Given the stressful environment — and the nature of the Salvation Army’s financial structure, which relies heavily on the kettle campaigns — it might seem surprising that such an emotionally and physically taxing position with the organization also pays the lowest. The majority of the roughly 1,000 year-round employees at the organization in Chicago make salaries that are, per Thompson, “competitive in a non-profit market … no one enters that field at minimum wage. They’re much above minimum wage.” By contrast, though bell ringers at some locations may receive small raises over time, they start at minimum wage.
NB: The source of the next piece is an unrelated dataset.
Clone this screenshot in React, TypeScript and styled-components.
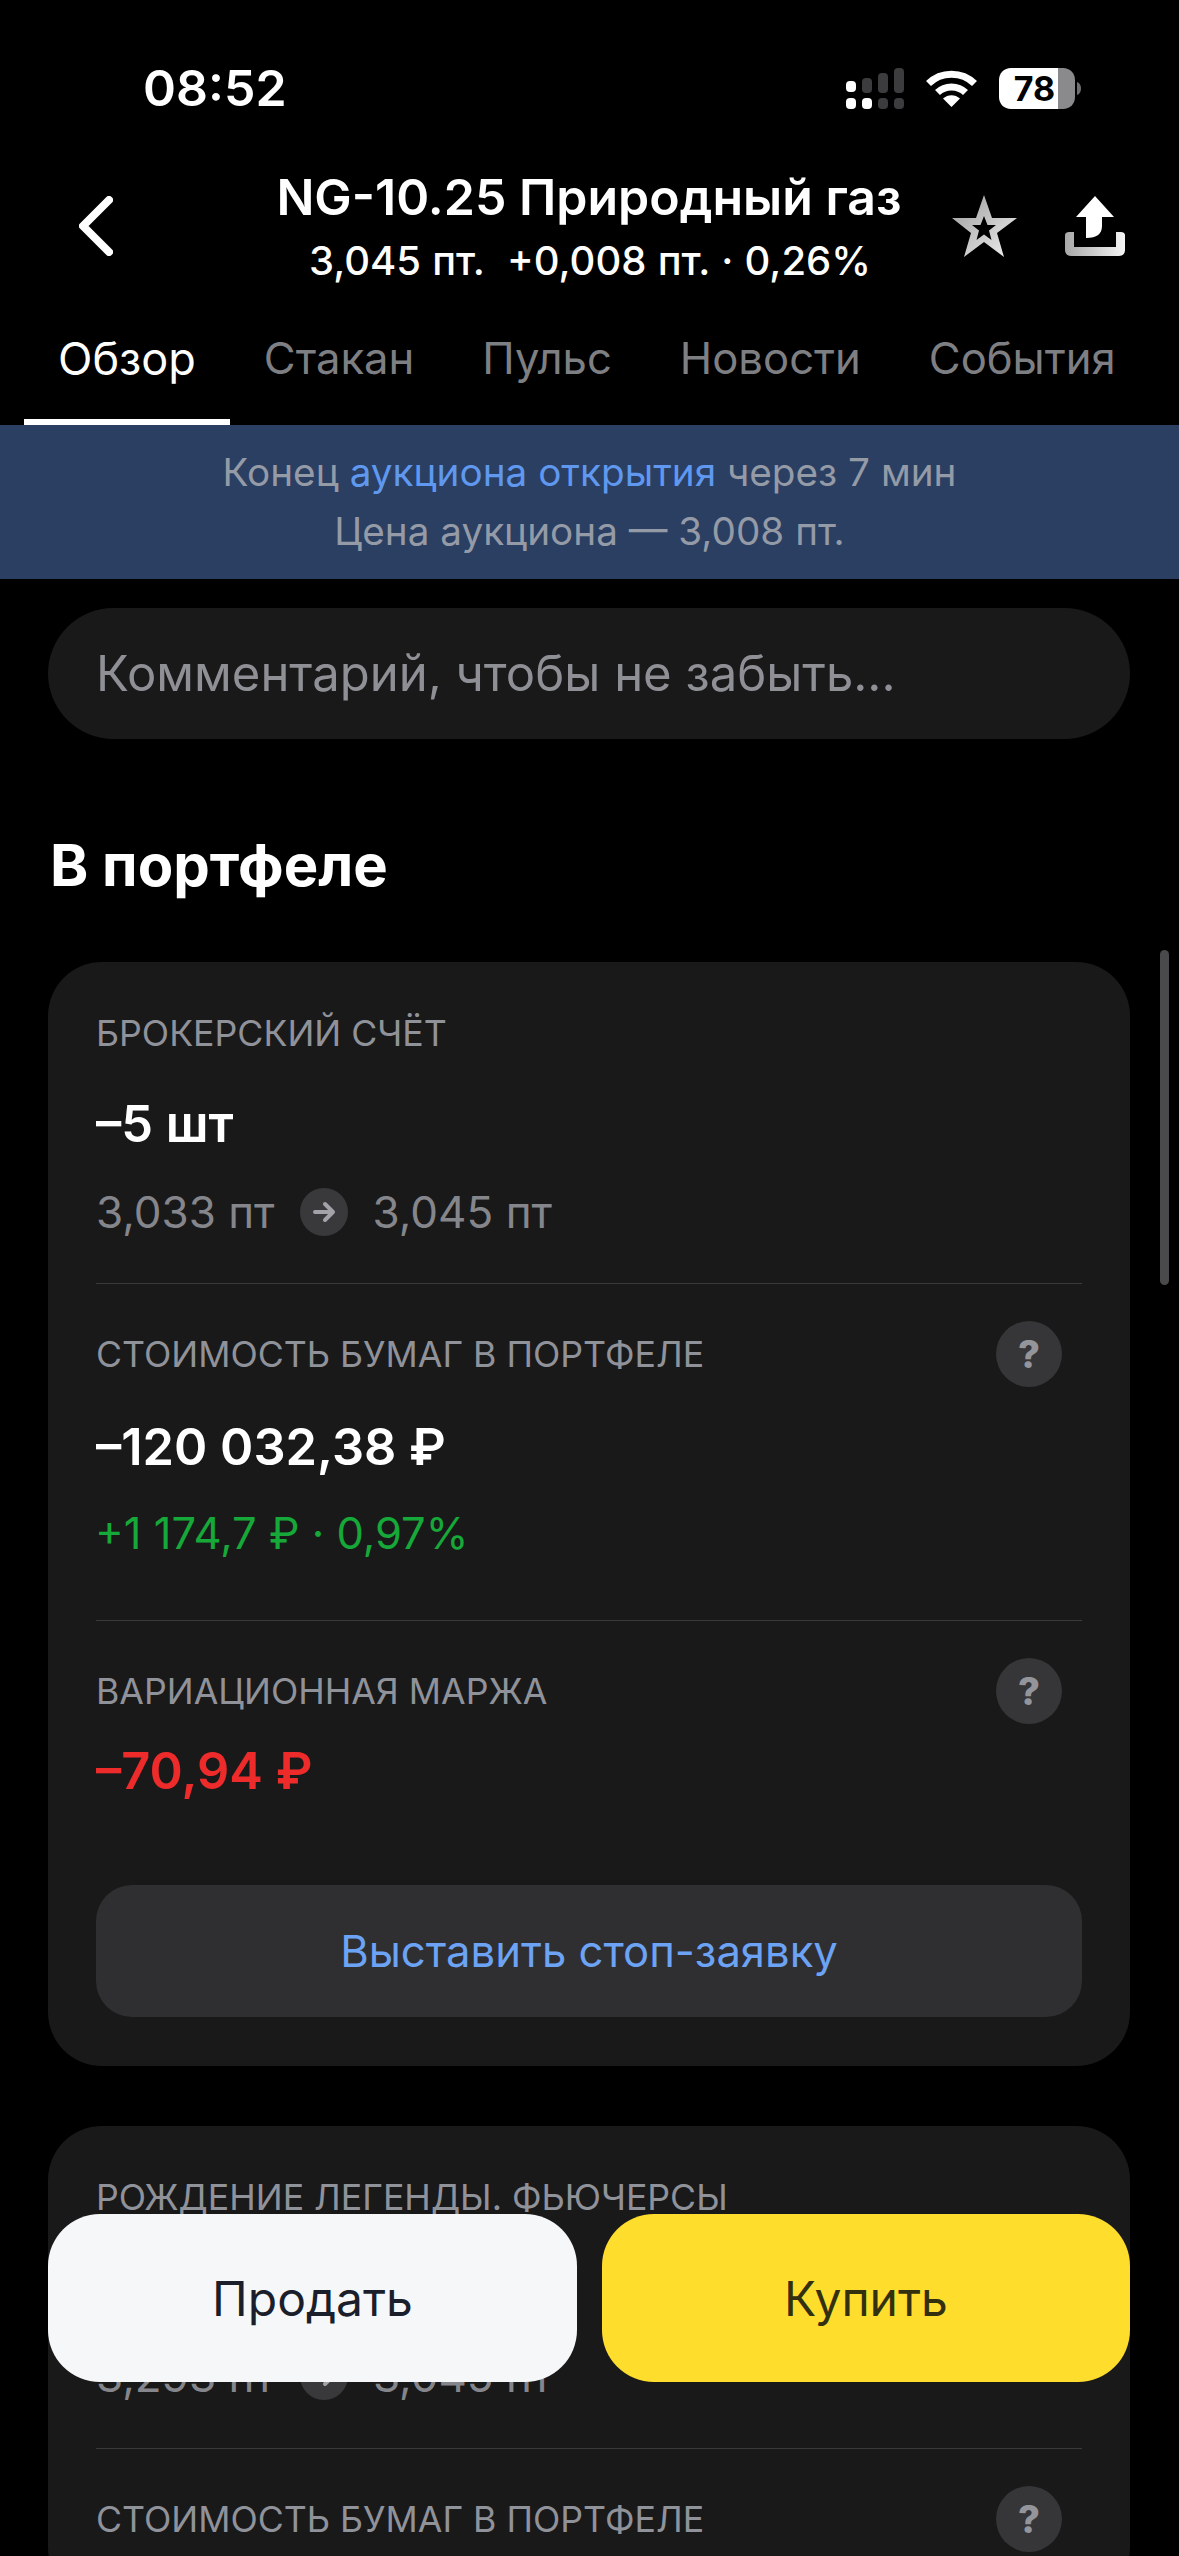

Considering the Salvation Army’s commitment to combating the effects of poverty in Chicago and elsewhere, then, a good first step might be to enable its seasonal workers to fight destitution in their own lives.
Thompson points out, though, that it’s all for the sake of the less fortunate.
When asked why Salvation Army wouldn’t consider paying workers slightly more, with the expectation that they themselves might need less financial aid in the future, he replies, “The truth is, it’s not necessarily beneficial to us to offer higher wages, because our ultimate goal is to bring that net dollar value up so that we can help people throughout the entire year. … We want to be helpful, but … if we’re more helpful on this end [paying workers], then we’re less helpful on the other end for our ultimate goal.”
That goal, as he puts it, is “to preach the gospel of Jesus Christ and meet human need in His name. Without discrimination.”